Capturing groups and greediness in Python

Recently I have been playing around with regex expressions in Python and encountered a problem with r"(\w{3})+" and with its non-greedy equivalent r"(\w{3})+?".
Please let's take a look at the following example:
S = "abcdefghi" # string used for all the cases below
1. Greedy search
m = re.search(r"(\w{3})+", S)
print m.group() # abcdefghi
print m.groups() # ('ghi',)
m.group is exactly as I expected - just whole match.
Regarding m.groups please confirm: ghi is printed because it has overwritten previous captured groups of def and abc, am I right? If yes, then can I capture all overwritten groups as well? Of course, for this particular string I could just write m = re.search(r"(\w{3})(\w{3})(\w{3})", S) but I am looking for a more general way to capture groups not knowing how many of them I can expect, thus metacharacter +.
2. Non-greedy search
m = re.search(r"(\w{3})+?", S)
print m.group() # abc
print m.groups() # ('abc',)
Now we are not greedy so only abc was found - exactly as I expected.
Regarding m.groups(), the engine stopped when it found abc so I understand that this is the only found group here.
3. Greedy findall
print re.findall(r"(\w{3})+", S) # ['ghi']
Now I am truly perplexed, I always thought that function re.findall finds all substrings where the RE matches and returns them as a list. Here, we have only one match abcdefghi (according to common sense and bullet 1), so I expected to have a list containing this one item. Why only ghi was returned?
4. Non-greedy findall
print re.findall(r"(\w{3})+?", S) # ['abc', 'def', 'ghi']
Here, in turn, I expected to have abc only, but maybe having bullet 3 explained will help me understand this as well. Maybe this is even the answer for my question from bullet 1 (about capturing overwritten groups), but I would really like to understand what is happening here.

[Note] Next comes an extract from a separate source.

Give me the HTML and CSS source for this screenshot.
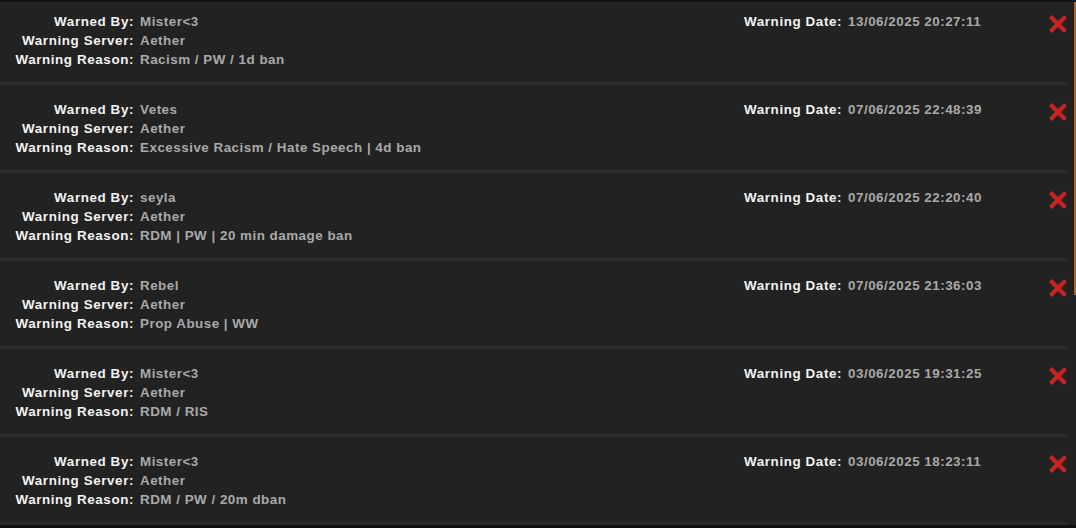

You should think about the greedy/non-greedy behavior in the context of your regex (r"(\w{3})+") versus a regex where the repeating pattern was not at the end: (r"(\w{3})+\w")
It's important because the default behavior of regex matching is:
The entire regex must match
Starting as early in the target string as possible
Matching as much of the target string as possible (greedy)
If you have a "repeat" operator - either * or + - in your regex, then the default behavior is for that to match as much as it can, so long as the rest of the regex is satisfied.
When the repeat operator is at the end of the pattern, there is no rest of the regex, so the behavior becomes match as much as it can.
If you have a repeat operator with a non-greedy qualifier - *? or +? - in your regex, then the behavior is to match as little as it can, so long as the rest of the regex is satisfied.
When the repeat-nongreedy operator is at the end of the pattern, there is no rest of the regex, so the behavior becomes match as little as it can.
All that is in just one match. You are mixing re.findall() in as well, which will then repeat the match, if possible.
The first time you run re.findall, with r"(\w{3})+" you are using a greedy match at the end of the pattern. Thus, it will try to apply that last block as many times as possible in a single match. You have the case where, like the call to re.search, the single match consumes the entire string. As part of consuming the entire string, the w3 block gets repeated, and the group buffer is overwritten several times.
The second time you run re.findall, with r"(\w{3})+?" you are using a non-greedy match at the end of the pattern. Thus, it will try to apply that last block as few times as possible in a single match. Since the operator is +, that would be 1. Now you have a case where the match can stop without consuming the entire string. And now, the group buffer only gets filled one time, and not overwritten. Which means that findall can return that result (abc), then loop for a different result (def), then loop for a final result (ghi).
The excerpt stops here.